Lagi-lagi perkara manusia.

Perkara manusia yang beragam, beban yang menghimpit, ucap syukur yang membludak, semuanya diserukan dalam diam. Orang-orang membungkam mulutnya, namun hatinya berbicara lantang. Sorotan mata mereka seolah ingin menyembunyikan apa yang sebenarnya mereka rasakan dan simpan dalam-dalam.

Aku berlutut di pojok, memastikan aku tidak terkena sorot lampu remang-remang atau lilin yang menyala berjejer. Aku tidak mengucap apa-apa. Aku tidak merangkai kata, benakku menusuk lebih tajam. Tiba-tiba, terasa ada aliran hangat yang melewati kedua pipiku. Jatuh. Terus berjatuhan. Semakin deras dan banyak. Sialan. Untung aku membawa tissue di tasku. 

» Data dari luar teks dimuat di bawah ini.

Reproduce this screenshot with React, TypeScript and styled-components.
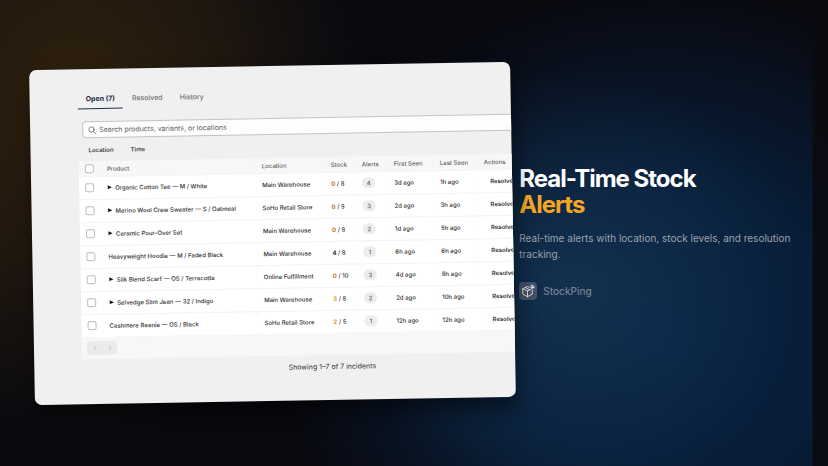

Aku membuka mata sejenak, mendongakkan kepalaku, melihat ke patung Ibu yang sedang menggendong anak dewasanya di pangkuan. Banyak orang yang berdiri di dekatnya. Ada satu dari mereka yang memegang kaki anak itu sambil berusaha memejamkan mata lebih keras. Mulutnya mengucapkan barisan kalimat yang tidak mampu aku dengar.

Sungguh, tempat ini membingungkan. Aku datang untuk mencari ketenangan, tapi justru yang aku temui adalah diriku sendiri dan borok-borok di dalamnya yang menjijikkan.

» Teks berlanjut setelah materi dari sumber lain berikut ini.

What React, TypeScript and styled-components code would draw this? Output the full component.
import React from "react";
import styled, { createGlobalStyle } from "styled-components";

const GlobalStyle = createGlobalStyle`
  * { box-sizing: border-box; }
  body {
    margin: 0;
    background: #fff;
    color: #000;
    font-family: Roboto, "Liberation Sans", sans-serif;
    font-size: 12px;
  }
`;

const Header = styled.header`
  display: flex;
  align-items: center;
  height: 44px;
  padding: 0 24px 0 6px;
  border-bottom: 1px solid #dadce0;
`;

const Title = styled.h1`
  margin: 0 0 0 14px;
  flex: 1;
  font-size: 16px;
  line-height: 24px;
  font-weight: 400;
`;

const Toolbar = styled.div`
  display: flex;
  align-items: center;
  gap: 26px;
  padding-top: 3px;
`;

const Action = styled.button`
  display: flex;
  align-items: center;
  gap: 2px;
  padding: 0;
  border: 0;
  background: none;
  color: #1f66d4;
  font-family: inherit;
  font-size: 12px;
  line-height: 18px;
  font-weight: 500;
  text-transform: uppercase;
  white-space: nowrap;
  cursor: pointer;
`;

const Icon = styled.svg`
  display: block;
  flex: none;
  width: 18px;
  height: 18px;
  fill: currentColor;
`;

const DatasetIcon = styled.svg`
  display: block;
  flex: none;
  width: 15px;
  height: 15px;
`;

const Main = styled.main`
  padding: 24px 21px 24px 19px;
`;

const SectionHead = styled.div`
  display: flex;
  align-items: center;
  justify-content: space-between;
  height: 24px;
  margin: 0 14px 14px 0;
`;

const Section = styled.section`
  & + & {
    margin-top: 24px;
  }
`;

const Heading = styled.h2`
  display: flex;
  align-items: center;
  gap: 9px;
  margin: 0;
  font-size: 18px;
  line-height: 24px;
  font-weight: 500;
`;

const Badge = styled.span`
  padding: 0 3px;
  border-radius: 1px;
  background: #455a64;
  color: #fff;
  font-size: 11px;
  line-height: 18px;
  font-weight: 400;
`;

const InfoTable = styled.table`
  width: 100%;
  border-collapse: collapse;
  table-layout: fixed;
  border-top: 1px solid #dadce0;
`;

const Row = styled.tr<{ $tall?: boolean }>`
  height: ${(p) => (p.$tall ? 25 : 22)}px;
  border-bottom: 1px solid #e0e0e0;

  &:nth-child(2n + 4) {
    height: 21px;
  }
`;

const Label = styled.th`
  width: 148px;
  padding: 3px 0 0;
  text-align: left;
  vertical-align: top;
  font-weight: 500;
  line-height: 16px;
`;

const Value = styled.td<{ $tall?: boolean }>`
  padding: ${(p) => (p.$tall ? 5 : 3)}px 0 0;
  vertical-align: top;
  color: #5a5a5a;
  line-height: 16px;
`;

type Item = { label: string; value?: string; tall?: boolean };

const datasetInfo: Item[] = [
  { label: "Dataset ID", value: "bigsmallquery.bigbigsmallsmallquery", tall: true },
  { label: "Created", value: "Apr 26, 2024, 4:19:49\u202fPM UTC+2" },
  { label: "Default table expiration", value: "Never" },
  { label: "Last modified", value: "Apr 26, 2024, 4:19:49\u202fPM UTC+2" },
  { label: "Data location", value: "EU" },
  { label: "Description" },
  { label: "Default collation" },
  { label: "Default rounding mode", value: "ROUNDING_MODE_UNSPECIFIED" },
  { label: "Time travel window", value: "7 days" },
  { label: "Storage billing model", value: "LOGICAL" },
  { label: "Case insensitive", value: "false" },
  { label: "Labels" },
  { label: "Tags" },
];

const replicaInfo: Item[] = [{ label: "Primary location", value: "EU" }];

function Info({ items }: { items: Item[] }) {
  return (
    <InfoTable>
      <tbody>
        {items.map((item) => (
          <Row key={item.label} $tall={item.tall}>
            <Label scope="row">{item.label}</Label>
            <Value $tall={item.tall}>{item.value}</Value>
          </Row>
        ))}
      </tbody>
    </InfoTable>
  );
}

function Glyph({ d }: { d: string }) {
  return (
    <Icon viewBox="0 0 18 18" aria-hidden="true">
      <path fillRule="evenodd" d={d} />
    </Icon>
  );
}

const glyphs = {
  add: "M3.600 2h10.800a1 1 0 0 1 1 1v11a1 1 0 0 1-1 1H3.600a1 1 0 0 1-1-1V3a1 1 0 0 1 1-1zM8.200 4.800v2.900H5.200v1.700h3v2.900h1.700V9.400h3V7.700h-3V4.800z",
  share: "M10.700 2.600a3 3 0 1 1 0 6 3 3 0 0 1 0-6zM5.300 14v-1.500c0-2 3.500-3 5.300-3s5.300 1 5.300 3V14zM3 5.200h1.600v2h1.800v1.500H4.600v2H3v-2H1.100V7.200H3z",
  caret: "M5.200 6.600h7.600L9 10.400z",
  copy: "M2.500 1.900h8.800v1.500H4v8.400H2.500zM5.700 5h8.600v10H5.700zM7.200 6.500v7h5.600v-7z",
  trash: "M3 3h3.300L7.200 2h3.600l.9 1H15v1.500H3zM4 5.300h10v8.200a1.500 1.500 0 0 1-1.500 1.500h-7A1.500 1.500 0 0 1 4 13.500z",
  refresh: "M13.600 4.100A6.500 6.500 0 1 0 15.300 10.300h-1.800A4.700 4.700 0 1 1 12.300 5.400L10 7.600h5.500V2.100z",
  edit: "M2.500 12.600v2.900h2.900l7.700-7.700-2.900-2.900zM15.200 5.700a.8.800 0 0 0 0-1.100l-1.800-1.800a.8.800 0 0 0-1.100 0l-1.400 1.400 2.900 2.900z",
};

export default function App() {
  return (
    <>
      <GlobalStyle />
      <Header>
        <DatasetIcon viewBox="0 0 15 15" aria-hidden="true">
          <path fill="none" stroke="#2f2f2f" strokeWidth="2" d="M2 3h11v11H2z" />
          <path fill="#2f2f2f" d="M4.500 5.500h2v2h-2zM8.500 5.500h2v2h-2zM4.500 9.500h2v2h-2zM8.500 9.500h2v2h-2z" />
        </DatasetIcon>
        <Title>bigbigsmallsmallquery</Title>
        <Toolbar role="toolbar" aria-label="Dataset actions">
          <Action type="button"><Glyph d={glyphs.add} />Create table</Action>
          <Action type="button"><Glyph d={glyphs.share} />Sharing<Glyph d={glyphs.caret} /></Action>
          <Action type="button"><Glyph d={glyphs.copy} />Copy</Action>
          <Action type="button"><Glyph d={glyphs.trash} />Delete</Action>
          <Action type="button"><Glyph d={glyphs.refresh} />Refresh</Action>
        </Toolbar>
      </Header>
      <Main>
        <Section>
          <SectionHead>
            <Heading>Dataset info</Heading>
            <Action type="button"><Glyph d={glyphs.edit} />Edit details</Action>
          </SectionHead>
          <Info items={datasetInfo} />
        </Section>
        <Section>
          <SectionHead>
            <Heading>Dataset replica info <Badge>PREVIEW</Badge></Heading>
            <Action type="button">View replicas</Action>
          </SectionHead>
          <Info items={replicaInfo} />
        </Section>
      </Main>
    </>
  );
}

(Lagi-lagi perkara manusia...)


Mungkin teh tarik panas dan cinnamon roll berlapis cokelat almond bisa menjadi jawaban, hari ini aku makan sedikit sekali. Sudut tersembunyi di Setiabudi ini selalu jadi penyelamat ketika aku tidak begitu mengenali diriku sendiri (atau justru kebalikannya? Dimana aku sungguh mengenali dan menyadari bahwa aku sedang tidak mampu mengatasi diri sendiri). Aku malu. Aku tidak ingin memanggil bala bantuan. Lagipula, aku ragu, apakah manusia bisa benar-benar membantu satu sama lain? Sementara pasti ada beberapa lubang di diri mereka yang belum selesai dikubur. 

Kubuka buku tepat di bagian yang sudah kuselipkan pembatas, cerita Laut belum tandas kubaca.